**Exercise directions**. Single out the lines that include the word "React". Copy them.

**Data**.
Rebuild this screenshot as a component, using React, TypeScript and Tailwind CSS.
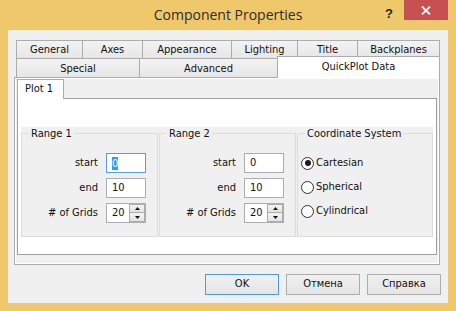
import React from 'react';

const ui = "font-['DejaVu_Sans_Condensed','Liberation_Sans',sans-serif] text-[11px] text-[#111]";

const Tab = ({ label, className }: { label: string; className: string }) => (
    <div className={`h-full flex items-center justify-center border-t border-l border-[#ACACAC] bg-gradient-to-b from-[#F3F3F3] to-[#E6E6E6] leading-none ${className}`}>
        {label}
    </div>
);

const Field = ({ label, value, focused, spin }: { label: string; value: string; focused?: boolean; spin?: boolean }) => (
    <div className="flex items-center justify-end gap-[8px] pr-[11px] h-[20px]">
        <span>{label}</span>
        <div className={`relative w-[40px] h-[20px] bg-white border flex items-center pl-[5px] ${focused ? 'border-[#569DE5]' : 'border-[#ABADB3]'}`}>
            {focused ? <span className="bg-[#3399FF] text-white leading-[13px]">{value}</span> : <span>{value}</span>}
            {spin && (
                <div className="absolute right-0 top-0 bottom-0 w-[16px] flex flex-col">
                    <div className="h-[9px] border border-[#ACACAC] bg-gradient-to-b from-[#F4F4F4] to-[#E3E3E3] flex items-center justify-center">
                        <svg width="5" height="3" viewBox="0 0 5 3"><path d="M0 3 L2.5 0 L5 3 Z" fill="#111" /></svg>
                    </div>
                    <div className="h-[9px] border border-t-0 border-[#ACACAC] bg-gradient-to-b from-[#F4F4F4] to-[#E3E3E3] flex items-center justify-center">
                        <svg width="5" height="3" viewBox="0 0 5 3"><path d="M0 0 L2.5 3 L5 0 Z" fill="#111" /></svg>
                    </div>
                </div>
            )}
        </div>
    </div>
);

const RangeGroup = ({ title, focused, className }: { title: string; focused?: boolean; className: string }) => (
    <fieldset className={`border border-[#DCDCDC] h-[110px] ${className}`}>
        <legend className="ml-[7px] px-[2px] leading-[13px]">{title}</legend>
        <div className="flex flex-col gap-[5px] pt-[13px]">
            <Field label="start" value="0" focused={focused} />
            <Field label="end" value="10" />
            <Field label="# of Grids" value="20" spin />
        </div>
    </fieldset>
);

const Radio = ({ label, checked }: { label: string; checked?: boolean }) => (
    <div className="h-[24px] flex items-center gap-[2px] pl-[3px]">
        <div className="w-[13px] h-[13px] rounded-full border border-[#333] bg-white flex items-center justify-center">
            {checked && <div className="w-[6px] h-[6px] rounded-full bg-[#1A1A1A]" />}
        </div>
        <span>{label}</span>
    </div>
);

const Button = ({ label, primary }: { label: string; primary?: boolean }) => (
    <button className={`w-[74px] h-[21px] border bg-gradient-to-b from-[#F0F0F0] to-[#E5E5E5] flex items-center justify-center ${primary ? 'border-[#4A9BE0]' : 'border-[#ACACAC]'}`}>
        {label}
    </button>
);

export default function App() {
    return (
        <div className={`w-[456px] h-[311px] bg-[#EFC86B] flex flex-col ${ui}`}>
            <div className="relative h-[30px] flex items-center justify-center">
                <span className="font-['Open_Sans',sans-serif] text-[14px] text-[#2B2B2B] pb-[1px]">Component Properties</span>
                <span className="absolute left-[385px] top-[4px] font-['Liberation_Sans',sans-serif] font-bold text-[13px] text-[#222]">?</span>
                <div className="absolute right-[8px] top-0 w-[44px] h-[20px] bg-[#C75050] flex items-center justify-center">
                    <svg width="10" height="9" viewBox="0 0 10 9">
                        <path d="M1 0.5 L9 8.5 M9 0.5 L1 8.5" stroke="#fff" strokeWidth="1.8" />
                    </svg>
                </div>
            </div>

            <div className="mx-[8px] h-[273px] bg-[#F0F0F0] flex flex-col">
                <div className="mt-[10px] ml-[6px] w-[426px] flex flex-col">
                    <div className="flex pl-[2px] h-[18px]">
                        <Tab label="General" className="w-[66px]" />
                        <Tab label="Axes" className="w-[60px]" />
                        <Tab label="Appearance" className="w-[89px]" />
                        <Tab label="Lighting" className="w-[66px]" />
                        <Tab label="Title" className="w-[60px]" />
                        <Tab label="Backplanes" className="w-[83px] border-r" />
                    </div>
                    <div className="flex pl-[2px] h-[19px]">
                        <Tab label="Special" className="w-[123px]" />
                        <Tab label="Advanced" className="w-[138px]" />
                        <div className="relative z-10 w-[163px] h-[22px] -mt-[2px] bg-white border-t border-l border-r border-[#ACACAC] flex items-center justify-center">
                            QuickPlot Data
                        </div>
                    </div>
                    <div className="h-[188px] border border-[#ACACAC] bg-white p-[1px]">
                        <div className="h-full bg-[#F0F0F0] pl-[1px] flex flex-col">
                            <div className="flex">
                                <div className="relative z-10 w-[47px] h-[20px] bg-white border-t border-l border-r border-[#ACACAC] flex items-center pl-[7px]">
                                    Plot 1
                                </div>
                            </div>
                            <div className="-mt-[1px] w-[420px] h-[157px] border border-[#A0A0A0] bg-white pl-[3px] pt-[28px]">
                                <div className="w-[412px] h-[110px] bg-[#F0F0F0] flex gap-[1px]">
                                    <RangeGroup title="Range 1" focused className="w-[137px]" />
                                    <RangeGroup title="Range 2" className="w-[137px]" />
                                    <fieldset className="border border-[#DCDCDC] h-[110px] w-[136px]">
                                        <legend className="ml-[7px] px-[2px] leading-[13px]">Coordinate System</legend>
                                        <div className="flex flex-col pt-[11px]">
                                            <Radio label="Cartesian" checked />
                                            <Radio label="Spherical" />
                                            <Radio label="Cylindrical" />
                                        </div>
                                    </fieldset>
                                </div>
                            </div>
                        </div>
                    </div>
                </div>

                <div className="mt-[9px] flex justify-end gap-[7px] pr-[7px]">
                    <Button label="OK" primary />
                    <Button label="Отмена" />
                    <Button label="Справка" />
                </div>
            </div>
        </div>
    );
}
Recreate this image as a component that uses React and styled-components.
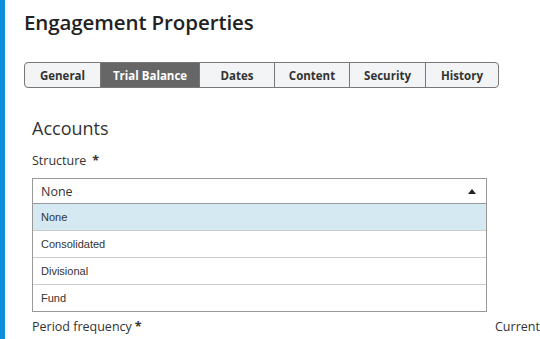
import React from 'react'
import styled, { createGlobalStyle } from 'styled-components'

const Global = createGlobalStyle`
  html, body {
    margin: 0;
    padding: 0;
    background: #fff;
    font-family: "Open Sans", "Noto Sans", sans-serif;
    color: #333;
  }
`

const Page = styled.div`
  display: flex;
  height: 339px;
  overflow: hidden;
`

const SideBar = styled.div`
  width: 5px;
  flex: none;
  background: #0d8fdb;
`

const Main = styled.div`
  flex: 1;
  padding-left: 19px;
`

const Title = styled.h1`
  margin: 8px 0 0;
  font-size: 20.5px;
  font-weight: 600;
  line-height: 28px;
  color: #222;
  letter-spacing: -0.1px;
`

const TabBar = styled.div`
  display: flex;
  margin-top: 26px;
  width: 473px;
  height: 24px;
  border: 1px solid #777;
  border-radius: 4px;
  overflow: hidden;
  background: #f2f4f6;
`

const Tab = styled.div`
  width: ${p => p.$w}px;
  flex: none;
  display: flex;
  align-items: center;
  justify-content: center;
  font-size: 11.5px;
  font-weight: 700;
  color: ${p => (p.$active ? '#fff' : '#333')};
  background: ${p => (p.$active ? '#666' : 'transparent')};
  border-left: ${p => (p.$first ? 'none' : '1px solid #777')};
  box-sizing: border-box;
`

const Section = styled.div`
  padding-left: 8px;
`

const SectionTitle = styled.h2`
  margin: 28px 0 0;
  font-size: 18px;
  font-weight: 400;
  line-height: 24px;
  color: #333;
`

const Label = styled.div`
  margin-top: ${p => p.$mt || 0}px;
  font-size: 12.5px;
  line-height: 18px;
  color: #333;

  span {
    margin-left: 6px;
    font-weight: 700;
  }
`

const SelectWrap = styled.div`
  position: relative;
  width: 455px;
  margin-top: 8px;
`

const SelectBox = styled.div`
  height: 24px;
  border: 1px solid #999;
  display: flex;
  align-items: center;
  justify-content: space-between;
  padding: 0 10px 0 8px;
  font-size: 12.5px;
  color: #333;
`

const Caret = styled.span`
  width: 0;
  height: 0;
  border-left: 4px solid transparent;
  border-right: 4px solid transparent;
  border-bottom: 5px solid #222;
`

const Menu = styled.ul`
  position: absolute;
  left: 0;
  right: 0;
  top: 26px;
  margin: 0;
  padding: 0;
  list-style: none;
  background: #fff;
  border: 1px solid #999;
  border-top: none;
  z-index: 2;
`

const Option = styled.li`
  height: 26px;
  display: flex;
  align-items: center;
  padding-left: 8px;
  font-family: "Liberation Sans", Arial, sans-serif;
  font-size: 11px;
  color: #333;
  background: ${p => (p.$selected ? '#d4e9f2' : '#fff')};
  border-top: ${p => (p.$first ? 'none' : '1px solid #ccc')};
`

const FieldRow = styled.div`
  display: grid;
  grid-template-columns: 463px auto;
  margin-top: 114px;
`

const tabs = [
  { label: 'General', w: 75 },
  { label: 'Trial Balance', w: 99, active: true },
  { label: 'Dates', w: 75 },
  { label: 'Content', w: 75 },
  { label: 'Security', w: 76 },
  { label: 'History', w: 73 },
]

const options = ['None', 'Consolidated', 'Divisional', 'Fund']

export default function App() {
  return (
    <Page>
      <Global />
      <SideBar />
      <Main>
        <Title>Engagement Properties</Title>
        <TabBar>
          {tabs.map((t, i) => (
            <Tab key={t.label} $w={t.w} $active={t.active} $first={i === 0}>
              {t.label}
            </Tab>
          ))}
        </TabBar>
        <Section>
          <SectionTitle>Accounts</SectionTitle>
          <Label $mt={12}>
            Structure<span>*</span>
          </Label>
          <SelectWrap>
            <SelectBox>
              None
              <Caret />
            </SelectBox>
            <Menu>
              {options.map((o, i) => (
                <Option key={o} $selected={i === 0} $first={i === 0}>
                  {o}
                </Option>
              ))}
            </Menu>
          </SelectWrap>
          <FieldRow>
            <Label>
              Period frequency<span style={{ marginLeft: 3 }}>*</span>
            </Label>
            <Label>Current</Label>
          </FieldRow>
        </Section>
      </Main>
    </Page>
  )
}
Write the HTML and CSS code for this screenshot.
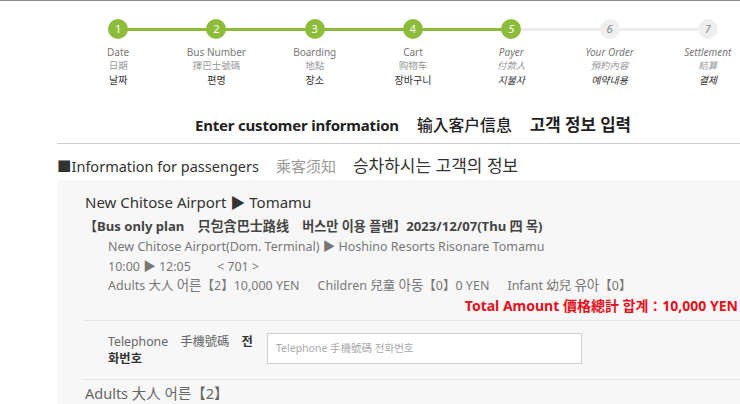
FILE: index.html
```html
<!DOCTYPE html>
<html lang="en">
<head>
<meta charset="utf-8">
<title>Enter customer information</title>
<link rel="stylesheet" href="styles.css">
</head>
<body>
<div class="topbar"></div>
<div class="page">
  <ol class="steps">
    <li class="step done">
      <span class="dot">1</span>
      <span class="en">Date</span><span class="zh">日期</span><span class="ko">날짜</span>
    </li>
    <li class="step done">
      <span class="dot">2</span>
      <span class="en">Bus Number</span><span class="zh">擇巴士號碼</span><span class="ko">편명</span>
    </li>
    <li class="step done">
      <span class="dot">3</span>
      <span class="en">Boarding</span><span class="zh">地點</span><span class="ko">장소</span>
    </li>
    <li class="step done">
      <span class="dot">4</span>
      <span class="en">Cart</span><span class="zh">购物车</span><span class="ko">장바구니</span>
    </li>
    <li class="step done current">
      <span class="dot">5</span>
      <span class="en">Payer</span><span class="zh">付款人</span><span class="ko">지불자</span>
    </li>
    <li class="step todo">
      <span class="dot">6</span>
      <span class="en">Your Order</span><span class="zh">預約內容</span><span class="ko">예약내용</span>
    </li>
    <li class="step todo">
      <span class="dot">7</span>
      <span class="en">Settlement</span><span class="zh">結算</span><span class="ko">결제</span>
    </li>
  </ol>

  <h1 class="title">Enter customer information<span class="gap"></span><span class="t-zh">输入客户信息</span><span class="gap"></span><span class="t-ko">고객 정보 입력</span></h1>
  <hr class="rule">

  <h2 class="section">■Information for passengers<span class="gap"></span><span class="muted">乘客须知</span><span class="gap"></span><span class="s-ko">승차하시는 고객의 정보</span></h2>

  <div class="card">
    <div class="route">New Chitose Airport ▶ Tomamu</div>
    <div class="plan">【Bus only plan　只包含巴士路线　버스만 이용 플랜】2023/12/07(Thu 四 목)</div>
    <div class="details">
      <div>New Chitose Airport(Dom. Terminal) ▶ Hoshino Resorts Risonare Tomamu</div>
      <div>10:00 ▶ 12:05<span class="wide"></span>&lt; 701 &gt;</div>
      <div>Adults 大人 <span class="k">어른</span>【2】10,000 YEN<span class="gap2"></span>Children 兒童 <span class="k">아동</span>【0】0 YEN<span class="gap2"></span>Infant 幼兒 <span class="k">유아</span>【0】</div>
    </div>
    <div class="total">Total Amount 價格總計 합계：10,000 YEN</div>

    <div class="field">
      <label class="label" for="tel">Telephone<span class="lg"></span>手機號碼<span class="lg"></span><b>전화번호</b></label>
      <input class="input" id="tel" type="text" placeholder="Telephone 手機號碼 전화번호">
    </div>

    <div class="group">Adults 大人 어른【2】</div>
  </div>
</div>
</body>
</html>
```
FILE: styles.css
```css
html { overflow: hidden; }
body {
  margin: 0;
  background: #fff;
  font-family: "Noto Sans", "Noto Sans CJK JP", sans-serif;
  color: #333;
}
.topbar { height: 1px; background: #8a8a8a; }

.page {
  margin-left: 57px;
  width: 712px;
}

/* stepper */
.steps {
  list-style: none;
  margin: 0;
  padding: 18px 12px 0;
  display: grid;
  grid-template-columns: repeat(7, 1fr);
}
.step {
  position: relative;
  display: flex;
  flex-direction: column;
  align-items: center;
  font-size: 10px;
  line-height: 14px;
}
.step + .step::before {
  content: "";
  position: absolute;
  top: 9px;
  left: -50%;
  width: 100%;
  height: 3px;
  background: #ececec;
}
.step.done + .step.done::before { background: #8dbb3a; }
.dot {
  position: relative;
  z-index: 1;
  width: 20px;
  height: 20px;
  border-radius: 50%;
  display: flex;
  align-items: center;
  justify-content: center;
  font-size: 11px;
  color: #fff;
  margin-bottom: 6px;
}
.done .dot { background: #8dbb3a; }
.todo .dot { background: #efefef; color: #888; font-style: italic; }
.current, .todo { font-style: italic; }
.en { color: #777; }
.zh { color: #999; font-size: 9.5px; }
.ko { color: #333; }

/* headings */
.title {
  margin: 28px 0 0;
  text-align: center;
  font-size: 15px;
  line-height: 20px;
  font-weight: 700;
  color: #222;
  letter-spacing: -0.2px;
}
.title .gap { display: inline-block; width: 18px; }
.t-zh { font-size: 15.8px; font-weight: 500; letter-spacing: 0; }
.t-ko { font-size: 16.8px; letter-spacing: 0; }
.rule {
  margin: 8px 0 0;
  border: 0;
  border-top: 1px solid #cfcfcf;
}
.section {
  margin: 11px 0 0;
  font-size: 14.5px;
  line-height: 22px;
  font-weight: 400;
  color: #333;
}
.section .gap { display: inline-block; width: 17px; }
.muted { color: #999; font-size: 15px; }
.s-ko { font-size: 17px; }

/* card */
.card {
  margin-top: 3px;
  background: #f7f7f7;
  padding: 11px 0 0 28px;
}
.route {
  font-size: 15px;
  line-height: 22px;
  color: #333;
}
.plan {
  margin-top: 2px;
  font-size: 13.1px;
  line-height: 22px;
  font-weight: 700;
  color: #444;
  margin-left: -1px;
}
.details {
  padding-left: 23px;
  font-size: 12.5px;
  line-height: 19.5px;
  color: #777;
}
.k { font-size: 13.5px; }
.wide { display: inline-block; width: 26px; }
.gap2 { display: inline-block; width: 18px; }
.total {
  text-align: right;
  font-size: 14px;
  line-height: 19px;
  font-weight: 700;
  color: #e5101b;
  padding-right: 31px;
}
.field {
  margin-top: 5px;
  margin-left: -2px;
  border-top: 1px solid #e6e6e6;
  border-bottom: 1px solid #e6e6e6;
  padding: 12px 0 12px 25px;
  display: flex;
  align-items: flex-start;
  gap: 8px;
}
.label {
  width: 151px;
  flex: none;
  font-size: 12.3px;
  line-height: 17px;
  color: #666;
  word-break: break-all;
}
.lg { display: inline-block; width: 12px; }
.label b { color: #333; }
.input {
  width: 315px;
  height: 31px;
  box-sizing: border-box;
  border: 1px solid #cfcfcf;
  background: #fff;
  padding: 0 8px;
  font-family: inherit;
  font-size: 10.5px;
  color: #333;
  margin: 0;
}
.input::placeholder { color: #aaa; }
.group {
  padding: 3px 0 10px;
  font-size: 14.5px;
  line-height: 20px;
  color: #666;
}
```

**The result**.
Rebuild this screenshot as a component, using React, TypeScript and Tailwind CSS.
import React from 'react';
Recreate this image as a component that uses React and styled-components.
import React from 'react'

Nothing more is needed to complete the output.